Throughout October, we’ll be hosting a Crossing Boundaries takeover, exploring issues around modern slavery to mark Anti-Slavery Day on the 18th.
Objective is an exhibition that combines survivors’ first-hand testimony with photographs of personal belongings significant to their experiences. The project was created by former School of Management PhD student Emma Barnes-Lewis, now based at the Global Reporting Centre; photojournalist Amy Romer; and Maya Esslemont, director of After Exploitation. The exhibition also received support from Professor Andy Crane.
Amy and Maya spoke at Crossing Boundaries: The 2023 Business and Modern Slavery Research conference – where Objective premiered – about the background, creative process and findings of the project.
Amy Romer: A key thing about the project is that we all come from different disciplines – we're pairing academic research with myself, and through an NGO lens with Maya. The idea of coming together as a group to explore this issue was really exciting.
When I was researching a previous project – The Dark Figure, which I made from around 2014 to 2016 – I was looking at images from media and NGOs to see how modern slavery is represented. It was clear that there are all kinds of problems and misrepresentation of the issue. There are lots of dubious images around anonymity, particularly, and projects rarely include survivor voice.
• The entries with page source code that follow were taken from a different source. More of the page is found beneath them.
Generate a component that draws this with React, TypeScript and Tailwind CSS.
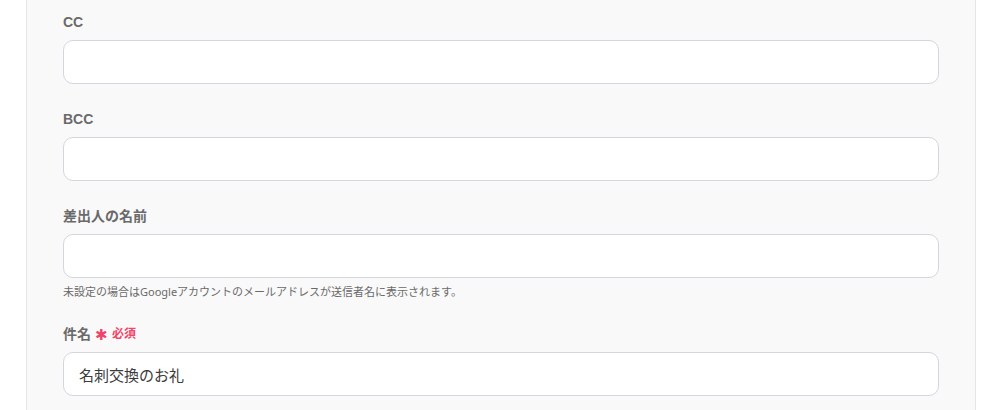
import React from 'react';

const font = { fontFamily: 'Roboto, "Noto Sans CJK JP", sans-serif' };
const labelFont = { fontFamily: '"Liberation Sans", "Noto Sans CJK JP", sans-serif' };
const helpFont = { fontFamily: '"Noto Sans", "Noto Sans CJK JP", sans-serif' };

type FieldProps = {
  label: string;
  required?: boolean;
  value?: string;
  help?: string;
};

const Field: React.FC<FieldProps> = ({ label, required, value = '', help }) => (
  <div className="flex flex-col">
    <div className="flex h-5 items-center gap-1 mb-2" style={labelFont}>
      <span className="text-[14px] font-bold text-[#6a6a6a]">{label}</span>
      {required && (
        <span className="flex items-center gap-1 text-[#f0456a]">
          <span className="text-[15px] leading-none">✱</span>
          <span className="text-[12px] font-bold">必須</span>
        </span>
      )}
    </div>
    <input
      readOnly
      value={value}
      className="h-11 w-full rounded-[10px] border border-[#d3d6dd] bg-white px-[15px] text-[15px] text-[#3b3b3b] outline-none"
    />
    {help && (
      <p className="mt-[7px] text-[11px] leading-[14px] text-[#6a6a6a]" style={helpFont}>
        {help}
      </p>
    )}
  </div>
);

export default function App() {
  return (
    <div className="h-[410px] w-[1006px] overflow-hidden bg-white" style={font}>
      <div className="ml-[26px] h-full w-[950px] border-x border-[#e6e6e6] bg-[#f9f9f9] px-9 pt-3">
        <div className="flex flex-col gap-[25px]">
          <Field label="CC" />
          <Field label="BCC" />
          <div className="flex flex-col gap-6">
            <Field
              label="差出人の名前"
              help="未設定の場合はGoogleアカウントのメールアドレスが送信者名に表示されます。"
            />
            <div className="pt-px">
              <Field label="件名" required value="名刺交換のお礼" />
            </div>
          </div>
        </div>
      </div>
    </div>
  );
}
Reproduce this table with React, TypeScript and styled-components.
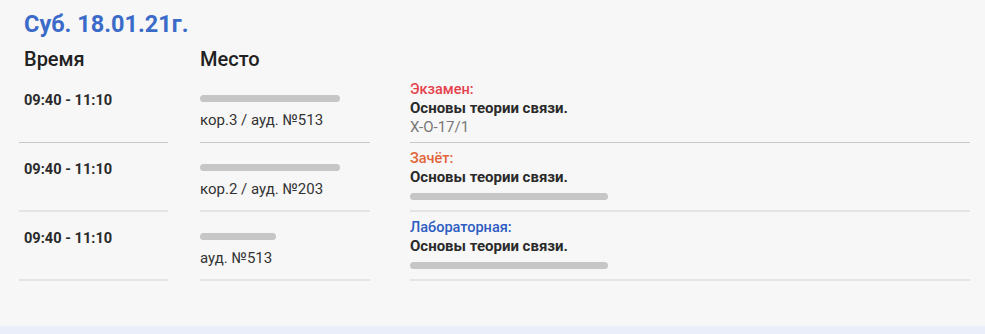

The first question we wanted to address was: how do we avoid those issues of misrepresentation?
We worked with a number of survivors at a London workshop in 2022. We also held interviews with them before the workshop and asked them to think of an object or a belonging that that in some way tells the story of their journey of support through the UK system. At the workshop I was able to photograph the belongings and we had conversations about their experience.
Maya Esslemont: In terms of the policy context, 2022 was when the rhetoric underpinning the Nationality and Borders Act really ramped up in the UK press. This law restricts the nature of support offered to victims by restricting who is recognised by the Home Office as a victim of trafficking. This includes exemptions for victims that have a criminal sentence of 12 months or more, including both suspended sentences and cases where victims were criminalised as a direct result of their exploitation.
During this period, we also saw legislation bringing in what was dubbed by the charity sector as a ‘trauma deadline’, allowing the Secretary of State to essentially inform victims that they have a set number of days by which all major evidence in their case has to be submitted. If you think about the fact that we're talking about the worst experience that people have had in their life, coupled with the fact that they need to have an understanding of the legal relevance of those experiences and those details, that's a very high threshold.
Lastly, one of the key changes within the Nationality and Borders Act was penalising survivors in cases where they couldn't provide evidence soon enough in their recovery journey.
As we started the project, the policy context became much more hostile in the UK through the Illegal Migration Act, which specifically legislated to prevent survivors from accessing their rights under the Modern Slavery Act in cases where they entered the UK without leave to enter. So, for example, in cases where victims were forced, coerced, or deceived into crossing borders, which the Home Office recognises is an indicator of trafficking, the victims are denied identification and associated support because of some of the situations caused by their trafficking.
We asked survivors through semi-structured interviews to talk us through their support journey, whether that was formal support through the Home Office-run national referral mechanism or other community-based forms of support.
One of the themes that emerged was the role that self-advocacy and informal support played in people being able to access not only their immediate needs and subsistence, but also elements of the legal process that you would expect to be provided on a statutory basis.
The second was access to healthcare. This was exacerbated by ambiguity around recourse to public funds and people's immigration status. Many needed to provide ID and a stable address before accessing a GP, let alone specialist referrals. Survivors often reported a high level of expectation on them to provide detailed forensic evidence of their abuse, often in a way that was traumatising and without formal support to accompany them through this.
Finally, there’s the burden of proof. We often saw that survivors were expected to provide a great deal of detail very early on, but often opportunities to identify them had been missed. Modern slavery is described as a hidden crime and as difficult to identify, but in practice we know people have disclosed exploitation first to a police officer, then potentially a social worker and multiple other frontline professionals before anything was actioned. The expectation on survivors in some of these situations is ridiculous.
Amy Romer: Right now, victims that approach police aren't guaranteed any protection from immigration enforcement. As one of our survivors said: trust goes both ways.
There's currently little stability through opportunity, too. People going through the national referral mechanism face restrictions on work and are outright banned from working if they’re going through the asylum process. It puts them in a very difficult place. There’s also inconsistency in what the support journey looks like.
And finally, it's important to remember that for the survivors we spoke to, their journey was before the Nationality and Borders Act and the Illegal Migration Act were put into place, and yet they already had this very piecemeal support from the government. To imagine what that would look like now is a frightening prospect.